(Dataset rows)
□ □ □ □

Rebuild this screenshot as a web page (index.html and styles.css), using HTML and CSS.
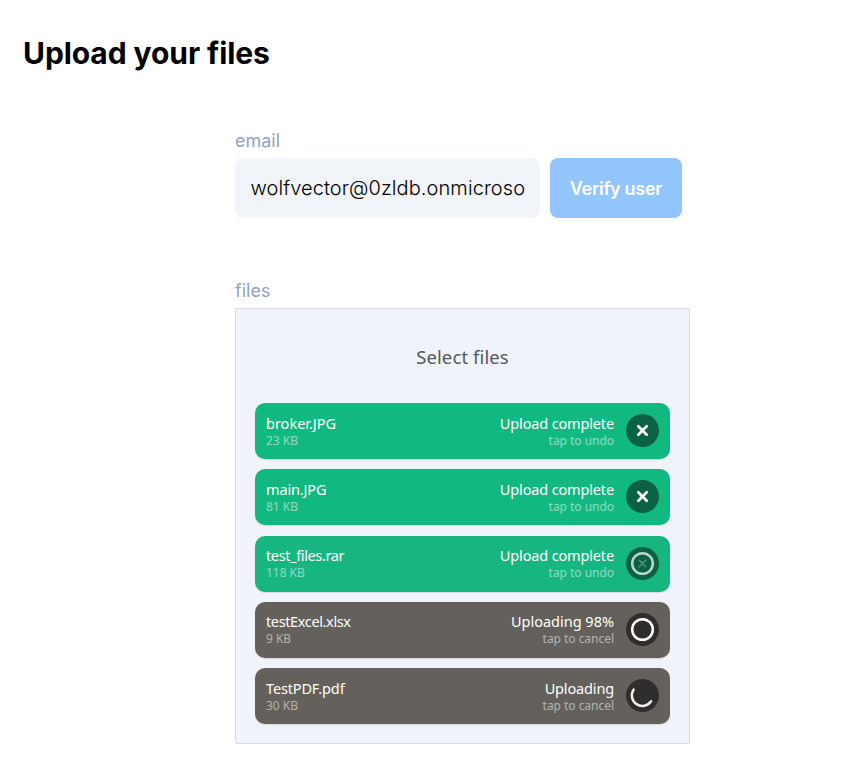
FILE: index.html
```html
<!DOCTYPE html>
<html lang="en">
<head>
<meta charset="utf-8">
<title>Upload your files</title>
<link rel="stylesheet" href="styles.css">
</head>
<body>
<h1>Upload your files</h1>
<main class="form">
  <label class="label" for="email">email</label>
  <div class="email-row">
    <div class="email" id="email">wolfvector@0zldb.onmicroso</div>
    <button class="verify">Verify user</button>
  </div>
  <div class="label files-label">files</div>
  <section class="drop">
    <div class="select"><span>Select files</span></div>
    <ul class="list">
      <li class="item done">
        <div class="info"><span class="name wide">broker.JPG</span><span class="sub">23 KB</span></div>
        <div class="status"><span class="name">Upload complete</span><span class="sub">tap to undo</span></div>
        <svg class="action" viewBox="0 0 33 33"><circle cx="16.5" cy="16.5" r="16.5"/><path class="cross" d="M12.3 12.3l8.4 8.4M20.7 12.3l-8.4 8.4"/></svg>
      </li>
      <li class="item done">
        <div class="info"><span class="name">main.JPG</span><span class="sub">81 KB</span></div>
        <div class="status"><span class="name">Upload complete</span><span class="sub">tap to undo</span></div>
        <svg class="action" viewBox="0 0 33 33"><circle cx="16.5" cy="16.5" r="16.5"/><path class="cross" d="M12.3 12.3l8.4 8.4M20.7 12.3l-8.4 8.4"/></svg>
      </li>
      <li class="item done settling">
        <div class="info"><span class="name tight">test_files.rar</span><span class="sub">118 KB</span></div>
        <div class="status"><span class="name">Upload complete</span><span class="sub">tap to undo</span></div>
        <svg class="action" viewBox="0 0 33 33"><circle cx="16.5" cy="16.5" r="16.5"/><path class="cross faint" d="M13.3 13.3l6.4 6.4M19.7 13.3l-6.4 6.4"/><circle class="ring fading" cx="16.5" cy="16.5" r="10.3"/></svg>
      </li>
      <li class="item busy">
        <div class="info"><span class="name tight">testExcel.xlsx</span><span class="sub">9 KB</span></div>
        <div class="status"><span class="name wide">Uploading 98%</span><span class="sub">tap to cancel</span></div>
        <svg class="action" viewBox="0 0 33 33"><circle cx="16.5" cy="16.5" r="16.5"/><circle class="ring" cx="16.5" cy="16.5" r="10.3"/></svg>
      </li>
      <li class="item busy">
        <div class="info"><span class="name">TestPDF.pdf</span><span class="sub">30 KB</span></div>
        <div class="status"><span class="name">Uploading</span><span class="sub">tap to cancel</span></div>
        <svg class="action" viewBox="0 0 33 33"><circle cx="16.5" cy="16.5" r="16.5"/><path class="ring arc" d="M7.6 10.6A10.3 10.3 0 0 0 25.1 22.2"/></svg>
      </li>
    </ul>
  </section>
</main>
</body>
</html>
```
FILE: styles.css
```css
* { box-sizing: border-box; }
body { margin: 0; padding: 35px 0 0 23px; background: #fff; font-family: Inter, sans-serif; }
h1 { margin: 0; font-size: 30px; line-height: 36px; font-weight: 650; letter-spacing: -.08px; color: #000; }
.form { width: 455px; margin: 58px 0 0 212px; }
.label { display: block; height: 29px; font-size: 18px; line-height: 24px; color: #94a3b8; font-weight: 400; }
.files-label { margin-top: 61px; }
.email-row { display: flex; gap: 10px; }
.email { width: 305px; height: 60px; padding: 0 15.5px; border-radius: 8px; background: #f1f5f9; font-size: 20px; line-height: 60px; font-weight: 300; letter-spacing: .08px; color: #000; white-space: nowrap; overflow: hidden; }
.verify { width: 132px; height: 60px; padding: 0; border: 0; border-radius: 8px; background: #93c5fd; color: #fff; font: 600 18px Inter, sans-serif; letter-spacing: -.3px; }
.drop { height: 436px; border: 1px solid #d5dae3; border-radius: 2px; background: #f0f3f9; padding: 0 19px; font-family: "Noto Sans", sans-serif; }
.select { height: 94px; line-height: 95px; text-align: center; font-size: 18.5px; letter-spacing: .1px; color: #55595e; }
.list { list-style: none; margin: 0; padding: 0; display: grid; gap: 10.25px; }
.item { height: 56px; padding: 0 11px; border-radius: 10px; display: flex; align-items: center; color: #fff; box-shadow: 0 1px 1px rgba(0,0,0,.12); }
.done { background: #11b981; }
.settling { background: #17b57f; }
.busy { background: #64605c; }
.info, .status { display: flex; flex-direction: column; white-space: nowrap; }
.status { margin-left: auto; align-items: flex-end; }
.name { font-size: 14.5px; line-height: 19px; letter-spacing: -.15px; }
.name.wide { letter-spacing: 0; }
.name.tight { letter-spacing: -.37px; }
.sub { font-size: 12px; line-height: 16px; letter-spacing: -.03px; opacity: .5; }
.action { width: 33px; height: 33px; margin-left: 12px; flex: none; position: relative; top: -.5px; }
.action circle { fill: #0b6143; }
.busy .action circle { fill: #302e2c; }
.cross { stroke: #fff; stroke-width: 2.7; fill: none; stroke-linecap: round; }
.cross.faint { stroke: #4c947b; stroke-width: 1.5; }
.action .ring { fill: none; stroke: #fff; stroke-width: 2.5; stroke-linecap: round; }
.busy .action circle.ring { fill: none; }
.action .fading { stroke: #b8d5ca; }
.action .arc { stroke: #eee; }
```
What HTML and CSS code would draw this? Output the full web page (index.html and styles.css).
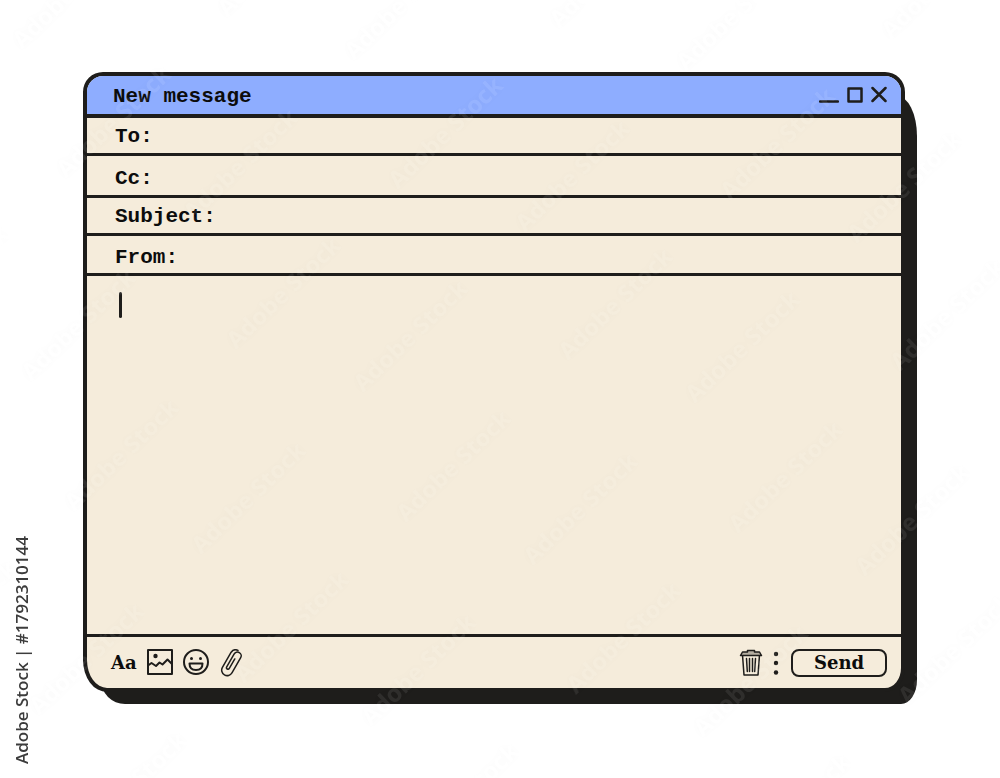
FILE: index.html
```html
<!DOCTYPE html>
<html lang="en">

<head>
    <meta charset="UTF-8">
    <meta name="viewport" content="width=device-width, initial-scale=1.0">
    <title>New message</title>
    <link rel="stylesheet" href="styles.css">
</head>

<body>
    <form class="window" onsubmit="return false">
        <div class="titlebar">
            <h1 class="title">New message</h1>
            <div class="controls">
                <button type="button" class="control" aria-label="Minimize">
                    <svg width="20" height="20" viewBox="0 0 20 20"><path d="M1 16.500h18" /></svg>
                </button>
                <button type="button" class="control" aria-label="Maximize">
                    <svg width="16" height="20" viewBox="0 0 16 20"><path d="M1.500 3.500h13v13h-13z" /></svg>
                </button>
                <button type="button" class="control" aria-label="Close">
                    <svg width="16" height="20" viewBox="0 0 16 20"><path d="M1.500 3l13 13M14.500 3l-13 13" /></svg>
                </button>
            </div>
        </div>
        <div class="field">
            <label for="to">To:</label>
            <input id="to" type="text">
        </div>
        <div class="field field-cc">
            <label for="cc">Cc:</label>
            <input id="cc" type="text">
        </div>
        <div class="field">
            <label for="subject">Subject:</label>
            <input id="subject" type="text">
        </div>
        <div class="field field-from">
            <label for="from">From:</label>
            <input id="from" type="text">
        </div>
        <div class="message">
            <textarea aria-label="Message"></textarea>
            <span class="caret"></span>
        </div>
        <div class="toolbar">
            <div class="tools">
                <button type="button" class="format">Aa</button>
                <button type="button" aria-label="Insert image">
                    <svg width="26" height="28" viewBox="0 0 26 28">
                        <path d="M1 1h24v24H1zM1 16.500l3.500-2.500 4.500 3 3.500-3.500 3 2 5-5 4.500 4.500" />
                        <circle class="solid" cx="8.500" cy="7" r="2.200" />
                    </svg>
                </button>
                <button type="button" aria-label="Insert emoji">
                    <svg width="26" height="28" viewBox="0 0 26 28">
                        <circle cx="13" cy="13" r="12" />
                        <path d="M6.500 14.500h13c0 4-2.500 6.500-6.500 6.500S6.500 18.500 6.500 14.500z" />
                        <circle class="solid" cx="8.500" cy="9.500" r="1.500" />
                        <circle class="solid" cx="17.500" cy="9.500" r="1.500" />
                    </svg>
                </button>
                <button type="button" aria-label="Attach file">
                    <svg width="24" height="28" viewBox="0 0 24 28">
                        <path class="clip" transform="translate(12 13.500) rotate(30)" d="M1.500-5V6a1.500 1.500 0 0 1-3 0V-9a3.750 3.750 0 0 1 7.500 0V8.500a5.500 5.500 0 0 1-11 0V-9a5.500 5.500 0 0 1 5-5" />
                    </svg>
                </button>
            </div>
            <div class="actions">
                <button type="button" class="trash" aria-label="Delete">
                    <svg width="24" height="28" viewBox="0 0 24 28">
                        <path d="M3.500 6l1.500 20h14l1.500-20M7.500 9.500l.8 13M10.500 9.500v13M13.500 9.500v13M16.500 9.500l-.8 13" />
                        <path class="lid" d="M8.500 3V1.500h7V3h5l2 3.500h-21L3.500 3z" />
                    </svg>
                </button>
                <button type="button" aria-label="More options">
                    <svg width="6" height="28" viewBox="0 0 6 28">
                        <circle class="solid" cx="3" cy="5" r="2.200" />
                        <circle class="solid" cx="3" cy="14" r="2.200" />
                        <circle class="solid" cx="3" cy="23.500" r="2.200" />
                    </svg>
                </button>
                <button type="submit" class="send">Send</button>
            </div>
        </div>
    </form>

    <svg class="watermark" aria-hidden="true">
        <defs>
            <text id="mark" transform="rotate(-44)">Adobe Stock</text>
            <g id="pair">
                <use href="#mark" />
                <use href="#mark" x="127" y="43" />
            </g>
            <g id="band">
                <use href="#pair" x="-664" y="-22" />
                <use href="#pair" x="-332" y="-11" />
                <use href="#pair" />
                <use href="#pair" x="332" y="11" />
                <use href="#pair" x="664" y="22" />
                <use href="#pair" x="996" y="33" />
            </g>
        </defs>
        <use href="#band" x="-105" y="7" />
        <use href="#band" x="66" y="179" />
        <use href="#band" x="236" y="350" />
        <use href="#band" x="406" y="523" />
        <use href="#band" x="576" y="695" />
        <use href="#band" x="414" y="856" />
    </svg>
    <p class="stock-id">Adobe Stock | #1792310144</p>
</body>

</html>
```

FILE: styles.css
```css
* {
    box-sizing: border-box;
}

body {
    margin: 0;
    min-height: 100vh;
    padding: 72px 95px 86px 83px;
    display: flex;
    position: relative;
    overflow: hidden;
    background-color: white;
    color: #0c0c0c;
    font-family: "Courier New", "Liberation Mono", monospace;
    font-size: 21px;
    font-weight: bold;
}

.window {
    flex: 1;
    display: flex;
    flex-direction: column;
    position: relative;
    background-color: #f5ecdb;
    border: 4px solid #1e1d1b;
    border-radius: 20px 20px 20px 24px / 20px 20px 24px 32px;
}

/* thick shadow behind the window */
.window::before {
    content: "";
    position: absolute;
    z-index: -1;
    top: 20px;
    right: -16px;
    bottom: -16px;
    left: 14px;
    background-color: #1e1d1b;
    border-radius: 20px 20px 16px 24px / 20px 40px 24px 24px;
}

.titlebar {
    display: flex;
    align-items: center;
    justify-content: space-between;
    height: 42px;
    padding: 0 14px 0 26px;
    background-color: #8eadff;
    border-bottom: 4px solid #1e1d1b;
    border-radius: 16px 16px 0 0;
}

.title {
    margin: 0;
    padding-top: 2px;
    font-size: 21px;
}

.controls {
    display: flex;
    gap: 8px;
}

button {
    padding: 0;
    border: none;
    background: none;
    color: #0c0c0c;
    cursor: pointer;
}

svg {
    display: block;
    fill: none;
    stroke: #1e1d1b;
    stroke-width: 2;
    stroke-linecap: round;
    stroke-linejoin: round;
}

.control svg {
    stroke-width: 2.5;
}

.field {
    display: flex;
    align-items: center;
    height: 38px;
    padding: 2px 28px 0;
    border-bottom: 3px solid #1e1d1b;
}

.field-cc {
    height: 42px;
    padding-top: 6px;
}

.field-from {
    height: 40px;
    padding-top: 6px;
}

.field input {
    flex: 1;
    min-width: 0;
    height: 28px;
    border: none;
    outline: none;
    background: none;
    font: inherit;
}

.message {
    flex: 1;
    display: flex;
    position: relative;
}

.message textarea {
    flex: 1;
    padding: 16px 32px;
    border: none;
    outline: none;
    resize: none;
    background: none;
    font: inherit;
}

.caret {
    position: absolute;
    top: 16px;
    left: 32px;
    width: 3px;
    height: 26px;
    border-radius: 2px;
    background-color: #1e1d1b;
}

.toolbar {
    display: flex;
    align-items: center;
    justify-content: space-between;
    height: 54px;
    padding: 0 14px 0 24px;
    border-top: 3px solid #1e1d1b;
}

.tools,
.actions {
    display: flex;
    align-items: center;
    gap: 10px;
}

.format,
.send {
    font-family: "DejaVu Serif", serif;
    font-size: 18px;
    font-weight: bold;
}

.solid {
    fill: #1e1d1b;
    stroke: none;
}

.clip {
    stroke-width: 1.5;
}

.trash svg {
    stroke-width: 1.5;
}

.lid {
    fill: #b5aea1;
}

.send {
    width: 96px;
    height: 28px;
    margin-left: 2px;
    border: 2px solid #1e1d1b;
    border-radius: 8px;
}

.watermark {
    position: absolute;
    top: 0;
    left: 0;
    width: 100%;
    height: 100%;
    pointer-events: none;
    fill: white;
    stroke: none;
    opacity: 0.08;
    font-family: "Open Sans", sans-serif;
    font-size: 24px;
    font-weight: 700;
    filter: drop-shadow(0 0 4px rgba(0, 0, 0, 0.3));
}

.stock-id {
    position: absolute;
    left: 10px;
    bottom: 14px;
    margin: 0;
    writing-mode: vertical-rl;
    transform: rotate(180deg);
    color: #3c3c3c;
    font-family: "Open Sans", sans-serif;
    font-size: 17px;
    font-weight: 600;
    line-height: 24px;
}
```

□ □ □ □

#### EXERCISE TASK:
From the listing above, copy every line that holds the string "styles".

#### ANSWER FOR THIS EXERCISE:
Rebuild this screenshot as a web page (index.html and styles.css), using HTML and CSS.
<link rel="stylesheet" href="styles.css">
FILE: styles.css
What HTML and CSS code would draw this? Output the full web page (index.html and styles.css).
    <link rel="stylesheet" href="styles.css">
FILE: styles.css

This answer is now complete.